DOMINGO 31 DE DICIEMBRE DE 2000
Néstor de Buen
Don Antonio Martínez Báez
Ya desde los remotos tiempos del principio del exilio, allá por los cuarenta, el apellido Martínez Báez formaba parte de los nombres comunes en nuestro ambiente familiar. El Dr. Martínez Báez era frecuentemente invocado por mi hermana Paz y mi primo Sadí, quienes habían sido, me parece, sus alumnos. Don Antonio, porque era ya buen amigo de mi padre y además socio en el bufete de don Felipe Sánchez Román, uno de los más prestigiosos juristas del exilio español.

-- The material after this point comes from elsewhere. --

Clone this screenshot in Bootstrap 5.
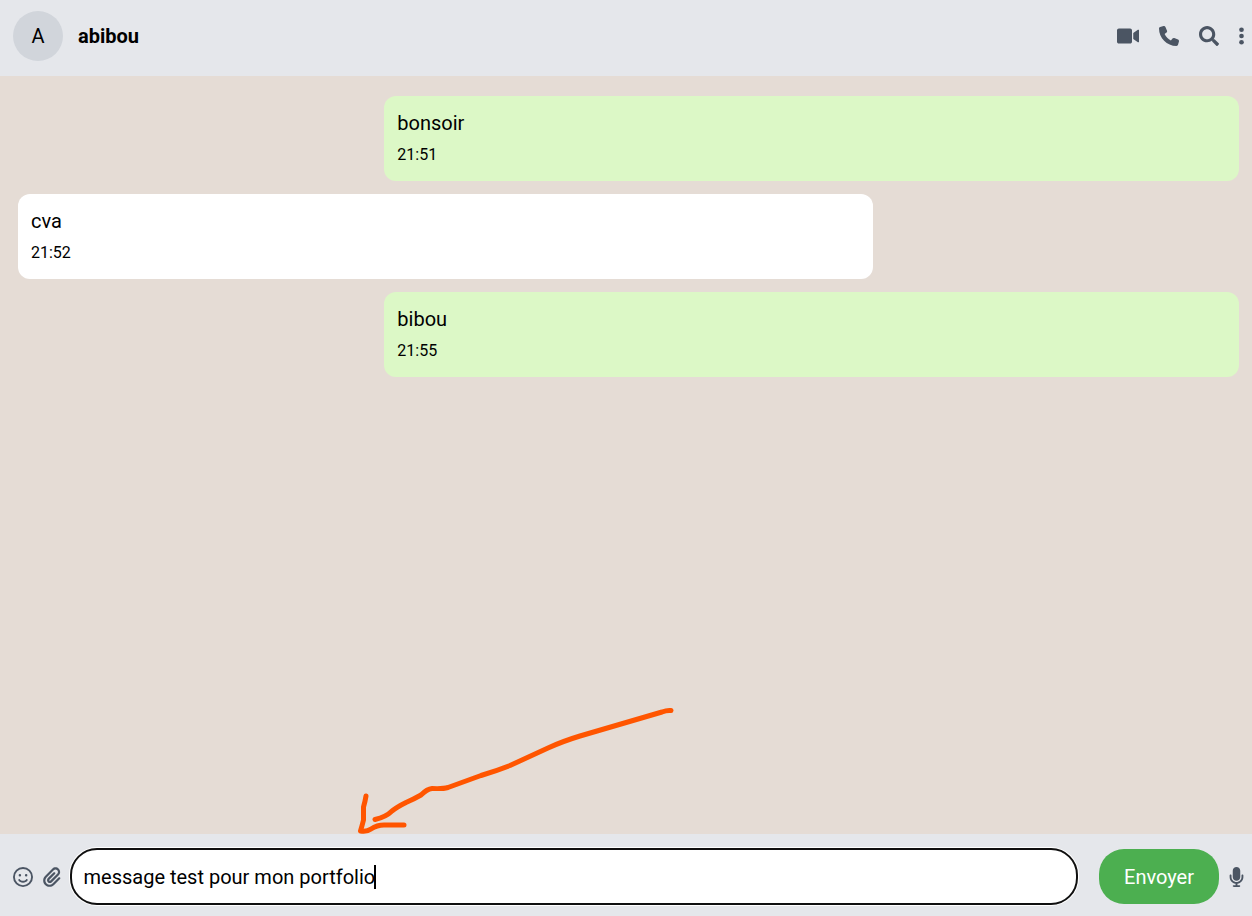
<!DOCTYPE html>
<html lang="fr">
<head>
<meta charset="utf-8">
<meta name="viewport" content="width=device-width, initial-scale=1">
<title>Discussion</title>
<link href="https://cdn.jsdelivr.net/npm/bootstrap@5.3.0/dist/css/bootstrap.min.css" rel="stylesheet">
<style>
body { font-family: Roboto, sans-serif; font-size: 20px; line-height: 30px; color: #000; background: #e5dcd5; }
.bar { background: #e5e7eb; color: #4b5563; }
.chat-head { height: 76px; padding: 0 8px 4px 13px; }
.peer { gap: 15px; }
.avatar { width: 50px; height: 50px; background: #d1d5db; color: #000; }
.contact { font-size: 20px; color: #000; }
.tools { gap: 20px; }
.icon-btn { color: inherit; line-height: 0; }
.icon-btn svg { height: 20px; fill: currentColor; display: block; }
.thread { padding: 20px 13px 20px 18px; gap: 13px; }
.bubble { width: 70%; height: 85px; padding: 13px; border-radius: 12px; }
.bubble p { line-height: 29px; }
.bubble time { font-size: 16px; line-height: 24px; margin-top: 5px; }
.sent { background: #dcf8c6; }
.sketch { left: 340px; bottom: 0; width: 350px; height: 144px; }
.composer { height: 82px; padding: 3px 8px 0 13px; }
.attach { gap: 10px; }
.message-box { height: 53px; border: 0; border-radius: 25px; padding: 0 12px; color: #000; outline: 2px solid #101010; box-shadow: 0 0 0 3px #fff; margin: 0 23px 0 11px; min-width: 0; }
.send { width: 120px; height: 55px; border-radius: 25px; background: #4caf50; color: #fff; font-size: 20px; margin-right: 10px; }
.caret { left: 374px; top: 31px; width: 2px; height: 24px; background: #000; }
</style>
</head>
<body>
<div class="d-flex flex-column vh-100">
  <header class="bar chat-head d-flex align-items-center justify-content-between">
    <div class="peer d-flex align-items-center">
      <div class="avatar rounded-circle d-flex align-items-center justify-content-center">A</div>
      <h1 class="contact fw-bold m-0">abibou</h1>
    </div>
    <div class="tools d-flex align-items-center">
      <button type="button" class="icon-btn btn p-0 border-0" aria-label="Appel vidéo"><svg viewBox="0 0 576 512"><path d="M336.200 64H47.800C21.400 64 0 85.400 0 111.800v288.400C0 426.600 21.400 448 47.800 448h288.400c26.400 0 47.800-21.400 47.800-47.800V111.800c0-26.400-21.400-47.800-47.800-47.800zm189.400 37.700L416 177.300v157.400l109.600 75.500c21.200 14.600 50.400-.3 50.400-25.800V127.500c0-25.400-29.100-40.400-50.400-25.800z"/></svg></button>
      <button type="button" class="icon-btn btn p-0 border-0" aria-label="Appeler"><svg viewBox="0 0 512 512"><path d="M164.900 24.600c-7.700-18.600-28-28.500-47.400-23.200l-88 24C12.100 30.200 0 46 0 64C0 311.400 200.600 512 448 512c18 0 33.800-12.100 38.600-29.500l24-88c5.300-19.400-4.600-39.700-23.200-47.400l-96-40c-16.300-6.800-35.200-2.100-46.300 11.600L304.700 368C234.300 334.700 177.300 277.700 144 207.300L193.300 167c13.700-11.200 18.400-30 11.600-46.300l-40-96z"/></svg></button>
      <button type="button" class="icon-btn btn p-0 border-0" aria-label="Rechercher"><svg viewBox="0 0 512 512"><path d="M505 442.700L405.300 343c-4.500-4.500-10.600-7-17-7H372c27.600-35.300 44-79.700 44-128C416 93.100 322.900 0 208 0S0 93.100 0 208s93.100 208 208 208c48.300 0 92.700-16.400 128-44v16.300c0 6.400 2.500 12.500 7 17l99.700 99.700c9.400 9.400 24.600 9.400 33.900 0l28.300-28.300c9.400-9.400 9.400-24.600.1-34zM208 336c-70.700 0-128-57.200-128-128 0-70.700 57.200-128 128-128 70.700 0 128 57.200 128 128 0 70.700-57.200 128-128 128z"/></svg></button>
      <button type="button" class="icon-btn btn p-0 border-0" aria-label="Menu"><svg viewBox="0 0 128 512"><circle cx="64" cy="96" r="60"/><circle cx="64" cy="256" r="60"/><circle cx="64" cy="416" r="60"/></svg></button>
    </div>
  </header>

  <main class="thread position-relative flex-grow-1 d-flex flex-column">
    <article class="bubble sent align-self-end"><p class="m-0">bonsoir</p><time class="d-block">21:51</time></article>
    <article class="bubble bg-white align-self-start"><p class="m-0">cva</p><time class="d-block">21:52</time></article>
    <article class="bubble sent align-self-end"><p class="m-0">bibou</p><time class="d-block">21:55</time></article>
    <svg class="sketch position-absolute" viewBox="0 0 350 144" fill="none" stroke="#ff5500" stroke-width="5" stroke-linecap="round" stroke-linejoin="round" aria-hidden="true">
      <path d="M331 20.500Q327 20 322 22L240 46Q222 51.500 208 58L170 75.500Q156 81 141 85.500L108 97.500Q103 99 92 98.500Q87 99 81 105Q74 109 66 112.500Q57 117 52 121Q46 127 35 129.500"/>
      <path d="M26 106Q25 112 23.500 117V130Q22 136 20.500 141Q27 142 31 139Q37 135 44 135L64 135"/>
    </svg>
  </main>

  <footer class="bar composer position-relative d-flex align-items-center">
    <div class="attach d-flex align-items-center">
      <button type="button" class="icon-btn btn p-0 border-0" aria-label="Émoticônes"><svg viewBox="0 0 512 512"><path d="M464 256A208 208 0 1 0 48 256a208 208 0 1 0 416 0zM0 256a256 256 0 1 1 512 0A256 256 0 1 1 0 256zm177.600 62.100C192.800 334.500 218.800 352 256 352s63.200-17.500 78.400-33.900c9-9.700 24.200-10.400 33.900-1.400s10.400 24.200 1.400 33.900c-22 23.800-60 49.400-113.600 49.400s-91.700-25.500-113.600-49.400c-9-9.700-8.400-24.900 1.400-33.900s24.900-8.400 33.900 1.400zM144.400 208a32 32 0 1 1 64 0 32 32 0 1 1-64 0zm192-32a32 32 0 1 1 0 64 32 32 0 1 1 0-64z"/></svg></button>
      <button type="button" class="icon-btn btn p-0 border-0" aria-label="Joindre un fichier"><svg viewBox="0 0 448 512"><path d="M364.200 83.800c-24.400-24.400-64-24.400-88.400 0l-184 184c-42.100 42.100-42.100 110.300 0 152.400s110.300 42.100 152.400 0l152-152c10.900-10.900 28.700-10.900 39.600 0s10.900 28.700 0 39.600l-152 152c-64 64-167.600 64-231.600 0s-64-167.600 0-231.600l184-184c46.300-46.300 121.300-46.300 167.600 0s46.300 121.300 0 167.600l-176 176c-28.600 28.600-75 28.600-103.600 0s-28.600-75 0-103.600l144-144c10.900-10.900 28.700-10.900 39.600 0s10.900 28.700 0 39.600l-144 144c-6.700 6.700-6.700 17.700 0 24.400s17.700 6.700 24.400 0l176-176c24.400-24.400 24.400-64 0-88.400z"/></svg></button>
    </div>
    <input type="text" class="message-box flex-grow-1" aria-label="Message" value="message test pour mon portfolio">
    <span class="caret position-absolute"></span>
    <button type="button" class="send btn p-0 border-0 flex-shrink-0">Envoyer</button>
    <button type="button" class="icon-btn btn p-0 border-0" aria-label="Message vocal"><svg viewBox="0 0 384 512"><path d="M192 0C139 0 96 43 96 96V256c0 53 43 96 96 96s96-43 96-96V96c0-53-43-96-96-96zM64 216c0-13.300-10.700-24-24-24s-24 10.700-24 24v40c0 89.100 66.200 162.700 152 174.400V464H120c-13.300 0-24 10.700-24 24s10.700 24 24 24h144c13.300 0 24-10.700 24-24s-10.700-24-24-24H216V430.400c85.800-11.700 152-85.300 152-174.400V216c0-13.300-10.700-24-24-24s-24 10.700-24 24v40c0 70.700-57.300 128-128 128s-128-57.300-128-128V216z"/></svg></button>
  </footer>
</div>
<script src="https://cdn.jsdelivr.net/npm/bootstrap@5.3.0/dist/js/bootstrap.bundle.min.js"></script>
</body>
</html>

Ambos, Manuel y Antonio, se integraron pronto a las actividades políticas. Don Antonio como secretario de Economía en el gobierno de Miguel Alemán. Don Manuel me parece que fue subsecretario de Salubridad.
En lo personal conocí a don Antonio cuando fui su alumno en tercero de Derecho. Impartía la cátedra de derecho constitucional. E independientemente de la relación personal que yo heredaba de mi padre, fallecido ese mismo año de 1946, nació entre nosotros una clara corriente de amistad que con el tiempo y bajo muchas circunstancias se fue incrementando.
En su clase, don Antonio era sabio y elegante. No se me olvida su comentario, sabrosamente crítico, de que la Constitución Mexicana era la única en el mundo que se vendía con hojas sustituibles, tal era ya entonces y ha sido mucho más después, la infinidad de reformas y adiciones que hoy justifican de sobra, Porfirio Muñoz Ledo dixit, la preparación de una nueva Constitución.
Don Antonio incursionó en la política legislativa y creo que fue diputado y senador. Nunca me lo imaginé participando en mítines, él que tenía una formidable manera de hablar, pero entiendo que, al menos la última vez, fue senador de partido, por el PRI y no de elección. Lo merecía de sobra.
En ocasión de mi examen de doctorado, en 1965, don Antonio me hizo el honor de formar parte del jurado que presidió Mario de la Cueva y que también integraban nada menos que Eduardo García Maynez, Rafael Rojina Villegas y Rafael de Pina.
A partir de entonces, nuestro contacto fue más frecuente, en ocasiones en el Instituto de Derecho Comparado, a veces en los pasillos de la facultad, cuando coincidíamos en la hora de clases. Y era, por supuesto, la bella oportunidad de charlar con él, que me contara de sus casi anuales viajes a España, a veces con el pretexto de ir a Sevilla šnada menos! a estudiar documentos en el Archivo de Indias. Alguna vez nos encontramos en Madrid.
Don Antonio, un demócrata esencial, amigo de la República española, abogado en ejercicio de alta categoría, maestro universitario, político por naturaleza, tenía además, ya en la charla íntima, una gratísima capacidad de crítica que no perdonaba. Pero ni siquiera se perdonó a sí mismo -y creo que no tuvo razón alguna para hacerlo- cuando rechazó la medalla Belisario Domínguez que el Senado de la República le quiso imponer.
Las últimas ocasiones en que tuve el privilegio de verlo y charlar con él, por minutos, fueron en el Instituto de Investigaciones Jurídicas. Ambos formábamos parte de la Comisión Dictaminadora que él presidía. Lo avanzado de su edad le impidió seguir acudiendo al instituto y a partir de entonces sólo tuve noticias indirectas, algunas por conducto de su sobrino, mi fraternal amigo, Adolfo Martínez Palomo, director del Cinvestav.
Hablaba ayer a Madrid con Margarita de la Villa que fue muy amiga de don Antonio y de su familia. Me comentó que Alicia, la hija de don Antonio, le dijo que su fallecimiento, a los noventa y nueve años, había sido como el proceso natural de la extinción de la vida, sin dramatismos, como terminando todas sus tareas. Infiero que con plena conciencia de la situación.
Lo voy a extrañar muchísimo. Y no sé si eso sea posible, pero es evidente que merece el más cálido homenaje, académico, profesional y político. Yo le brindo el de mi afecto, admiración y amistad. Y a Alicia, un muy cariñoso abrazo.